Keep only the lines of the data below that contain "this", and copy them.
═════ INFORMATION PROVIDED ═════
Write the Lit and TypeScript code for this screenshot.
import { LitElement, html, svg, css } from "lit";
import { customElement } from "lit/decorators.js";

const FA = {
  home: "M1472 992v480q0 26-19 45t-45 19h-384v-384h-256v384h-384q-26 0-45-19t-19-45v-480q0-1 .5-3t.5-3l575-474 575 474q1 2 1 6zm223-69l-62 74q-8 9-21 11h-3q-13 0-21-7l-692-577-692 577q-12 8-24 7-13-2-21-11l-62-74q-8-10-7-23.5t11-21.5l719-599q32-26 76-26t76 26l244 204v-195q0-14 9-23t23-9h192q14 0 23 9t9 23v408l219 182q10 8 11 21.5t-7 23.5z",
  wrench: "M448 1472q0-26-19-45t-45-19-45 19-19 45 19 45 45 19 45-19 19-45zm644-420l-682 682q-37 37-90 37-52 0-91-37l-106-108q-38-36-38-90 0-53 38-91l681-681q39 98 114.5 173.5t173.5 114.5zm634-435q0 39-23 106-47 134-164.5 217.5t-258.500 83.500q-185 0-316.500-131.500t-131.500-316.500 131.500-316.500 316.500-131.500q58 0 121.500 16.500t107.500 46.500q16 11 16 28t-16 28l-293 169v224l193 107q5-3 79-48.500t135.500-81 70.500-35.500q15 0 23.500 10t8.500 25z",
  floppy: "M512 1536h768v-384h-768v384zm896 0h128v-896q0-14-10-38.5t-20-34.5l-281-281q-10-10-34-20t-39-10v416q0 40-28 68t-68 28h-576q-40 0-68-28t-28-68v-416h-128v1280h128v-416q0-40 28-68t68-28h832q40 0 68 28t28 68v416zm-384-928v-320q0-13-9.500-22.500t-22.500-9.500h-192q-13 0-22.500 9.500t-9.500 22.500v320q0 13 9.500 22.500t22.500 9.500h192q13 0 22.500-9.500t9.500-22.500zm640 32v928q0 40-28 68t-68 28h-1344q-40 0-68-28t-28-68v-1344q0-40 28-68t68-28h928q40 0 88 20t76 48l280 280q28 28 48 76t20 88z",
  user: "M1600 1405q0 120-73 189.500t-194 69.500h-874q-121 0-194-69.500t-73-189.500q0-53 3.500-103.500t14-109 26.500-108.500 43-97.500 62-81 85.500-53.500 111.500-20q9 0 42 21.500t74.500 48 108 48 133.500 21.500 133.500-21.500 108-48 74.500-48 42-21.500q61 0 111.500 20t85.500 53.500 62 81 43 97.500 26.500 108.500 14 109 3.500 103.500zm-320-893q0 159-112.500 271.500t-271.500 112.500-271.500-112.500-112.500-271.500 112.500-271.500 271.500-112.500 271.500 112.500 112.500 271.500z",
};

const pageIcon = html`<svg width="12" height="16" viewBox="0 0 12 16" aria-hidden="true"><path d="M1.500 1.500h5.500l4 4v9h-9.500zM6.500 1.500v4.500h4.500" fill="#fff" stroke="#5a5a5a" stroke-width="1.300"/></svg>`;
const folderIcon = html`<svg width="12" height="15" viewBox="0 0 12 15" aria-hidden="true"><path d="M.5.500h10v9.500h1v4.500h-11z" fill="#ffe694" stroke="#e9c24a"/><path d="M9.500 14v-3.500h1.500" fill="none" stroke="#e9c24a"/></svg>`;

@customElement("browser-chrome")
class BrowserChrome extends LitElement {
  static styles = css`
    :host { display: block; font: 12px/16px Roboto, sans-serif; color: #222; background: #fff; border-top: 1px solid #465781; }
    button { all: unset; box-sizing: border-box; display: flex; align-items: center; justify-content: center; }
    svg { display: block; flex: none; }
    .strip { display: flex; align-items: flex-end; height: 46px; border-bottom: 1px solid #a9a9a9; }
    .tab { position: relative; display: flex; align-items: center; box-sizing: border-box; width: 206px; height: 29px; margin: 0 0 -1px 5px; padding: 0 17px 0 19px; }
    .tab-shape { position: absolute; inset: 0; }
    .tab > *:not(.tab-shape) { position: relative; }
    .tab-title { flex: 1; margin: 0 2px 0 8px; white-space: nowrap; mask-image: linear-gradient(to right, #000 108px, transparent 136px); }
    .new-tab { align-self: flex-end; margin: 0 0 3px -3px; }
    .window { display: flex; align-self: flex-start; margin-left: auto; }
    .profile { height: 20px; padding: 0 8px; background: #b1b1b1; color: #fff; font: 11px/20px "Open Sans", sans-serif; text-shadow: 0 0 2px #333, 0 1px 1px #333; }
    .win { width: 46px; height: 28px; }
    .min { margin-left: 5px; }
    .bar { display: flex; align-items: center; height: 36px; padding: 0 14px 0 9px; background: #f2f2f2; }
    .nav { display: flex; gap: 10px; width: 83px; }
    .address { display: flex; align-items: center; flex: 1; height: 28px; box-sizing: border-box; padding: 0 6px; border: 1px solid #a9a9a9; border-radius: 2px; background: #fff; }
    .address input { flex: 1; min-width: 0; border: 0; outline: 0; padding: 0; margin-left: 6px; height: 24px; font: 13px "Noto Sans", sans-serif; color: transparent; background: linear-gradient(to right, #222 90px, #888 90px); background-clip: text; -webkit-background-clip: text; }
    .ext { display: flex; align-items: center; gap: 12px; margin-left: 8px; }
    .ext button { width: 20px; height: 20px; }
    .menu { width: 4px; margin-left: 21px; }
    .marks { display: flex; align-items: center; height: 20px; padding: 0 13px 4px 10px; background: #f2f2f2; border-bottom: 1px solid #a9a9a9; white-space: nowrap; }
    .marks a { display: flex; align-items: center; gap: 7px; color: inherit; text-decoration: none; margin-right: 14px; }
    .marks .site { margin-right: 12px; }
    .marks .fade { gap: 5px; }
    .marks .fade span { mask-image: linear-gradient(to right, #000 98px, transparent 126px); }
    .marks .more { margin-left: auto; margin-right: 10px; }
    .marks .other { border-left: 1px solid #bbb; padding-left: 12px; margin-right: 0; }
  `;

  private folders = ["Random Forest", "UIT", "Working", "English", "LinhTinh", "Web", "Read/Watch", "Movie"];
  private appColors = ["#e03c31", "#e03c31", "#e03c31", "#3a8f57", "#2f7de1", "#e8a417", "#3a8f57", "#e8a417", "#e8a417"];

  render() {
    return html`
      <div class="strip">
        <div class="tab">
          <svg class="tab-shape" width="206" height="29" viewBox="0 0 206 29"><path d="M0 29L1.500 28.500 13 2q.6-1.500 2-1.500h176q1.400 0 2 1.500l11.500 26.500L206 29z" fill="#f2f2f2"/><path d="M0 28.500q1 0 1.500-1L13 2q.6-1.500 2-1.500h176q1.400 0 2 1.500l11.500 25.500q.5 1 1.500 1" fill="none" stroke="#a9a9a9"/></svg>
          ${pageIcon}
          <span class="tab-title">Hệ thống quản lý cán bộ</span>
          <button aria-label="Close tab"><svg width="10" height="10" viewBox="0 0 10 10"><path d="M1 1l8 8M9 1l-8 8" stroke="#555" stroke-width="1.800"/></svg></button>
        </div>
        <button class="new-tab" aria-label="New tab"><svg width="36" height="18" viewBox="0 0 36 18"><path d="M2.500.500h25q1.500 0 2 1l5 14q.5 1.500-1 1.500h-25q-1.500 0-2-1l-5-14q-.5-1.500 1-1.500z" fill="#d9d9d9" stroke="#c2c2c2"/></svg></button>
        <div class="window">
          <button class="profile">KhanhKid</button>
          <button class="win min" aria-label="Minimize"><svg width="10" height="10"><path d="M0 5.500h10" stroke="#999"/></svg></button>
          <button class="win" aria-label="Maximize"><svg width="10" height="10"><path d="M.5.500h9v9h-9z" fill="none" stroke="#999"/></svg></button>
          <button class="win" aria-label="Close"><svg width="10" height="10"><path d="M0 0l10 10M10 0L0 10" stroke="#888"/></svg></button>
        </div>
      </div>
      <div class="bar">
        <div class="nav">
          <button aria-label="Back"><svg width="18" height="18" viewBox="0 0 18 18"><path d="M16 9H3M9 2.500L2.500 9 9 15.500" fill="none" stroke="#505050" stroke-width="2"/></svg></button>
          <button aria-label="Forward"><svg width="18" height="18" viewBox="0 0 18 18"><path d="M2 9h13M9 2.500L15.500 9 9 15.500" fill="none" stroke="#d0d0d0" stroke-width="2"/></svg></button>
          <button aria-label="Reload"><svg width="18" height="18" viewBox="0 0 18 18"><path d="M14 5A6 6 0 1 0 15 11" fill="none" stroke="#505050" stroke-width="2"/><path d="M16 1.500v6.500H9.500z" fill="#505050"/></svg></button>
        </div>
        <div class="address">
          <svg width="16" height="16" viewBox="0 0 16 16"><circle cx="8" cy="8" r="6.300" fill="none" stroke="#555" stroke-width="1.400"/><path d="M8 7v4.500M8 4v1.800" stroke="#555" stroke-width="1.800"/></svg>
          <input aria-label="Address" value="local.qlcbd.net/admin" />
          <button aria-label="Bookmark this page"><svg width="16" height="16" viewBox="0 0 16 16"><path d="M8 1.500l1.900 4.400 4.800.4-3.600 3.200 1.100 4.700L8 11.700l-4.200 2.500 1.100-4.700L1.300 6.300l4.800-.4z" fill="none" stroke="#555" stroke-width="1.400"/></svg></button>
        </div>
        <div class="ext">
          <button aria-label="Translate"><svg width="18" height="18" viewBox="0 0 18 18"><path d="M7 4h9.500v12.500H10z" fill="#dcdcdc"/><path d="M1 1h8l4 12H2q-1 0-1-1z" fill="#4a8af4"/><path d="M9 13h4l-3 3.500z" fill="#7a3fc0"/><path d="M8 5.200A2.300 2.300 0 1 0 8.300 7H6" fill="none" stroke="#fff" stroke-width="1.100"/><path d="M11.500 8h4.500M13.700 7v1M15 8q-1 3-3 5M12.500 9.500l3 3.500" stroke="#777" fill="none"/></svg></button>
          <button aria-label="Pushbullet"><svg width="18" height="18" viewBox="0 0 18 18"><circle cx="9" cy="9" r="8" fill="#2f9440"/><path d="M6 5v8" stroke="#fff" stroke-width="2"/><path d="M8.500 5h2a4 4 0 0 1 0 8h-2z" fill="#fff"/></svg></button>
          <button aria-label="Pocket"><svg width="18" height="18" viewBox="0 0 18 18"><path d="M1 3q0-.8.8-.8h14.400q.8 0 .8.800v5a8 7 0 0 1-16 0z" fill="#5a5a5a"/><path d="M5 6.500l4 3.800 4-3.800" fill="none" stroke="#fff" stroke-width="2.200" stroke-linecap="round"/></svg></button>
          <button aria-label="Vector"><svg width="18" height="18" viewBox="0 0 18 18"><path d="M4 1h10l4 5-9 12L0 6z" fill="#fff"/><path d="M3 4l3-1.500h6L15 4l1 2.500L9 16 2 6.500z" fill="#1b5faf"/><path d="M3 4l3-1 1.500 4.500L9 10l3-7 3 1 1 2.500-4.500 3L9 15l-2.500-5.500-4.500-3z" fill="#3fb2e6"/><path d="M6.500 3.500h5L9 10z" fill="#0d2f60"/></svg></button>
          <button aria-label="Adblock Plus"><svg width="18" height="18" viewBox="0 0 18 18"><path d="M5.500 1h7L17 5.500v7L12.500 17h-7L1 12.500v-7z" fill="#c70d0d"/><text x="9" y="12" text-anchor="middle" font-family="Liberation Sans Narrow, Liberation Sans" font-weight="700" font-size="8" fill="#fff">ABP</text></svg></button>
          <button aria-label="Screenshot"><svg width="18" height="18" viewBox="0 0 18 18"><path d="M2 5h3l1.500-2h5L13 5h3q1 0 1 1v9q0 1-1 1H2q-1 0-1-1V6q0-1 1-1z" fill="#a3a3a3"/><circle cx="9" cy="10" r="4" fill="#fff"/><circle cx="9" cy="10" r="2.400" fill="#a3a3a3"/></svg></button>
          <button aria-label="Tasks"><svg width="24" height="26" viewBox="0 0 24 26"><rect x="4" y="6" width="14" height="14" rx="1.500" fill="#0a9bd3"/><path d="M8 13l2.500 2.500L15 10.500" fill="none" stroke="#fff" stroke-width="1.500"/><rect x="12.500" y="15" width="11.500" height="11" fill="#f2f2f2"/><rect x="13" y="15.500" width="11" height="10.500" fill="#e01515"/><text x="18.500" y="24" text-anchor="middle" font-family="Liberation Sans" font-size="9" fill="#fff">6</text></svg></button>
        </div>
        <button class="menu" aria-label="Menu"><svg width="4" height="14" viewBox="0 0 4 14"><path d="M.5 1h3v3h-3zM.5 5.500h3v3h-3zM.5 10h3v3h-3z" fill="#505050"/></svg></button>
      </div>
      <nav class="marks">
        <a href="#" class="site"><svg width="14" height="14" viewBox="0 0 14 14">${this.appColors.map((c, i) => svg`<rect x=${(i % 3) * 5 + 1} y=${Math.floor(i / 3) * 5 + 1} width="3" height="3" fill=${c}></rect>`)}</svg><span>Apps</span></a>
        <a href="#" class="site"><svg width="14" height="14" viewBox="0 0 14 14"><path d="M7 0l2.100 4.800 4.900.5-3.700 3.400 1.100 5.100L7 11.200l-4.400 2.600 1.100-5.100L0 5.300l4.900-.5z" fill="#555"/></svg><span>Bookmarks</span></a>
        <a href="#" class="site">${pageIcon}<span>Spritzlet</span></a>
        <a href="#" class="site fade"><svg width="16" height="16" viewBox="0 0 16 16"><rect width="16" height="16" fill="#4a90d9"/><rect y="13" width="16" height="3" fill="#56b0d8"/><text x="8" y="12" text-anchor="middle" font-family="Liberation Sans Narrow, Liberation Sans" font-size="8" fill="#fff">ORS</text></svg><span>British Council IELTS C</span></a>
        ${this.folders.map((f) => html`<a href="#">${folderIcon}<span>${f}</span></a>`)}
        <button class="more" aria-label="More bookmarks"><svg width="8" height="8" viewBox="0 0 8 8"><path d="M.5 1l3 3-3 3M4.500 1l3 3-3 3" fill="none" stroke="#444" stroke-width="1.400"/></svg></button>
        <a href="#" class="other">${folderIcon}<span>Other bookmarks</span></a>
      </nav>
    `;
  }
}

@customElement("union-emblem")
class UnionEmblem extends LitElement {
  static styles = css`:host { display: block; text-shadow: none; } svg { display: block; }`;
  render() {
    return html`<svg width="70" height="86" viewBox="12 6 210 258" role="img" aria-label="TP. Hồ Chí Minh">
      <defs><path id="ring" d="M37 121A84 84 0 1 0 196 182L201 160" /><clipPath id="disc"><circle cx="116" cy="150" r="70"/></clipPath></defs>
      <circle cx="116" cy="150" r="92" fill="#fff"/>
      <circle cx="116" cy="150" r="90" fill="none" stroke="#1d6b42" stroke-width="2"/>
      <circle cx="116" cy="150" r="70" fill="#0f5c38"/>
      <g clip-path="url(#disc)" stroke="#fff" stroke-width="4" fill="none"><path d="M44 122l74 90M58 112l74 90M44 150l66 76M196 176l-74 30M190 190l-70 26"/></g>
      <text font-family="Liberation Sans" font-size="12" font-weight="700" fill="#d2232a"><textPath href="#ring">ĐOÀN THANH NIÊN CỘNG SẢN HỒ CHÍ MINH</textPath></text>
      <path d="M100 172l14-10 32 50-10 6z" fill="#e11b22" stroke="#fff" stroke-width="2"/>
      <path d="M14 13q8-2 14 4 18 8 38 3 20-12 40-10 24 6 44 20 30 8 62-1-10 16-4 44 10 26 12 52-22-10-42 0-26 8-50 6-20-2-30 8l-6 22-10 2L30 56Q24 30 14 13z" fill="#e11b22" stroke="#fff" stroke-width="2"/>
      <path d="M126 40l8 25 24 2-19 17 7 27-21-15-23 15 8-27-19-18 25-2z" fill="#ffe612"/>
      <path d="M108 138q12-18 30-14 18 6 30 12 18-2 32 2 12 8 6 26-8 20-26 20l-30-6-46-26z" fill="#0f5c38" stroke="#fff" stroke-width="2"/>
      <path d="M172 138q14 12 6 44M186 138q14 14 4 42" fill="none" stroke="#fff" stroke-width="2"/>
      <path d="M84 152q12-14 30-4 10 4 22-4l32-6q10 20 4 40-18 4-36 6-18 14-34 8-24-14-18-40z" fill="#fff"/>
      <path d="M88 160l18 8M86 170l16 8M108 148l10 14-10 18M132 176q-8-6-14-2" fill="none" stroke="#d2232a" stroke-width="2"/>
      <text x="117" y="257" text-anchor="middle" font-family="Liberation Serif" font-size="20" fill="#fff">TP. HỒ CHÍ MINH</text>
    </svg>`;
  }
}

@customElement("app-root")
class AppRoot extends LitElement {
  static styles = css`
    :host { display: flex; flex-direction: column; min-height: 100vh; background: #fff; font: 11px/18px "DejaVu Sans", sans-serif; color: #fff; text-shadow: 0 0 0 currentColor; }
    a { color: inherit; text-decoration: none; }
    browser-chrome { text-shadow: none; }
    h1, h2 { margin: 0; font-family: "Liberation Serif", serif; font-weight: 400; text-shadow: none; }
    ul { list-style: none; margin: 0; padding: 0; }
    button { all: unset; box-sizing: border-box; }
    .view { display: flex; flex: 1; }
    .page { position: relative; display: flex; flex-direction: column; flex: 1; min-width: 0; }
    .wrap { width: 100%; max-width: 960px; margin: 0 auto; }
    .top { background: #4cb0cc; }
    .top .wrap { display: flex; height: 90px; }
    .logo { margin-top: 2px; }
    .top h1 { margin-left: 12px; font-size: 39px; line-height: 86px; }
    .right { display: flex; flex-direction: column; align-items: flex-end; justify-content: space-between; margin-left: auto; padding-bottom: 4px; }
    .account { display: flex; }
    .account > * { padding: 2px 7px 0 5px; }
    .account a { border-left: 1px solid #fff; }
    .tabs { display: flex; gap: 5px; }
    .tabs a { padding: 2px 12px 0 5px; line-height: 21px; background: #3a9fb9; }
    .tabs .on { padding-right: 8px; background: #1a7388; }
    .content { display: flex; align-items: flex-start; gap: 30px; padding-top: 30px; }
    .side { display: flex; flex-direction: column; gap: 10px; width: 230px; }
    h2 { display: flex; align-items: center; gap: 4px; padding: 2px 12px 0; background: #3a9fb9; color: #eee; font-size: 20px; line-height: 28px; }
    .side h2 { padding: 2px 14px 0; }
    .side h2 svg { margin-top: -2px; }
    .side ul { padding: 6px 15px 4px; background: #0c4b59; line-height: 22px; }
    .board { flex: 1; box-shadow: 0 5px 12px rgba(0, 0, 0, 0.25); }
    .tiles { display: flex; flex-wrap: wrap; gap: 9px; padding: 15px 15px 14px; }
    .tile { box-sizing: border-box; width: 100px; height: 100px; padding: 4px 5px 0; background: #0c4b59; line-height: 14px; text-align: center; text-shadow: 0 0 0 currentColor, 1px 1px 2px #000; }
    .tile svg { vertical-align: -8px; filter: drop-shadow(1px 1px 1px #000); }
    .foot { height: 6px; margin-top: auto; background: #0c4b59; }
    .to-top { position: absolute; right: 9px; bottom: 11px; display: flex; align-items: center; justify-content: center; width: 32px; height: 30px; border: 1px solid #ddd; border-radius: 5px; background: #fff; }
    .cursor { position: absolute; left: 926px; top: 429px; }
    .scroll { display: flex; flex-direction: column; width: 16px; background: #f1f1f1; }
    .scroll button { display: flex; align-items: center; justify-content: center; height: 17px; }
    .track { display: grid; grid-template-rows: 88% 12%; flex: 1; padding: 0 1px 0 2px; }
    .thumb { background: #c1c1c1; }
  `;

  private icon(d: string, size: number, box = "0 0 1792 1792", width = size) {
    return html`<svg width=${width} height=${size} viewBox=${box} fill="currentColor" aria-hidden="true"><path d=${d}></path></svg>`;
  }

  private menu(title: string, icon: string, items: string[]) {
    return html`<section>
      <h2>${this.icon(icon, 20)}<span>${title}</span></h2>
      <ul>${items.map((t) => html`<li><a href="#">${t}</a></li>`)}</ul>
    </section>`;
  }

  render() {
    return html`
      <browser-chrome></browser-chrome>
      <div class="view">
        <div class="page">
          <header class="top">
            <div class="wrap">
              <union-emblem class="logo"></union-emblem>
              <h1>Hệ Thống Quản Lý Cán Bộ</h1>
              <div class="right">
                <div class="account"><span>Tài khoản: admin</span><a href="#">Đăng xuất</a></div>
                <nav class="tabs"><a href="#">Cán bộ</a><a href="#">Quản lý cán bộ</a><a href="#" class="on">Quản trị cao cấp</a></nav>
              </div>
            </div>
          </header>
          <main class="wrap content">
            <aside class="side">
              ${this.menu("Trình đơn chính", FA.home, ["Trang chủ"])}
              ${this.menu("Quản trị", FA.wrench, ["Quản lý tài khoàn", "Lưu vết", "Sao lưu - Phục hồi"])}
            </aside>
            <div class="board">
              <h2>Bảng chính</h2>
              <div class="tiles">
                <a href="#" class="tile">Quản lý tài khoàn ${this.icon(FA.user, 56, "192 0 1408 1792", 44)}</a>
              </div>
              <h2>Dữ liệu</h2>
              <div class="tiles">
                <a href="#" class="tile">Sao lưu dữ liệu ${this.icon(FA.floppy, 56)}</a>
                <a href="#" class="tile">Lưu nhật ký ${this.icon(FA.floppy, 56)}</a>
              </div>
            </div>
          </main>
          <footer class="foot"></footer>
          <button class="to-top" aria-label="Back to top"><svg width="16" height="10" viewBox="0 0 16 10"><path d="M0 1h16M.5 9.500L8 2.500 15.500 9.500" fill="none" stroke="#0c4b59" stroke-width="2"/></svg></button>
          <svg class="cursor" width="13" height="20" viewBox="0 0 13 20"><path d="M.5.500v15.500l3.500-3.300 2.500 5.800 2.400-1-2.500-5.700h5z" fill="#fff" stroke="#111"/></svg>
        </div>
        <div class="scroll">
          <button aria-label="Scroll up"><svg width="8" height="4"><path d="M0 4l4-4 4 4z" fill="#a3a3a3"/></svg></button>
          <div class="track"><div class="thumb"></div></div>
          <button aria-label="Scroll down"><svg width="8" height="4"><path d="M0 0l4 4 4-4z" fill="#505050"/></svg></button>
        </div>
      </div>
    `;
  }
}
═════
# RESULT OF THE EXERCISE:
Write the Lit and TypeScript code for this screenshot.
          <button aria-label="Bookmark this page"><svg width="16" height="16" viewBox="0 0 16 16"><path d="M8 1.500l1.900 4.400 4.800.4-3.600 3.200 1.100 4.700L8 11.700l-4.200 2.500 1.100-4.700L1.300 6.300l4.800-.4z" fill="none" stroke="#555" stroke-width="1.400"/></svg></button>
        <a href="#" class="site"><svg width="14" height="14" viewBox="0 0 14 14">${this.appColors.map((c, i) => svg`<rect x=${(i % 3) * 5 + 1} y=${Math.floor(i / 3) * 5 + 1} width="3" height="3" fill=${c}></rect>`)}</svg><span>Apps</span></a>
        ${this.folders.map((f) => html`<a href="#">${folderIcon}<span>${f}</span></a>`)}
      <h2>${this.icon(icon, 20)}<span>${title}</span></h2>
              ${this.menu("Trình đơn chính", FA.home, ["Trang chủ"])}
              ${this.menu("Quản trị", FA.wrench, ["Quản lý tài khoàn", "Lưu vết", "Sao lưu - Phục hồi"])}
                <a href="#" class="tile">Quản lý tài khoàn ${this.icon(FA.user, 56, "192 0 1408 1792", 44)}</a>
                <a href="#" class="tile">Sao lưu dữ liệu ${this.icon(FA.floppy, 56)}</a>
                <a href="#" class="tile">Lưu nhật ký ${this.icon(FA.floppy, 56)}</a>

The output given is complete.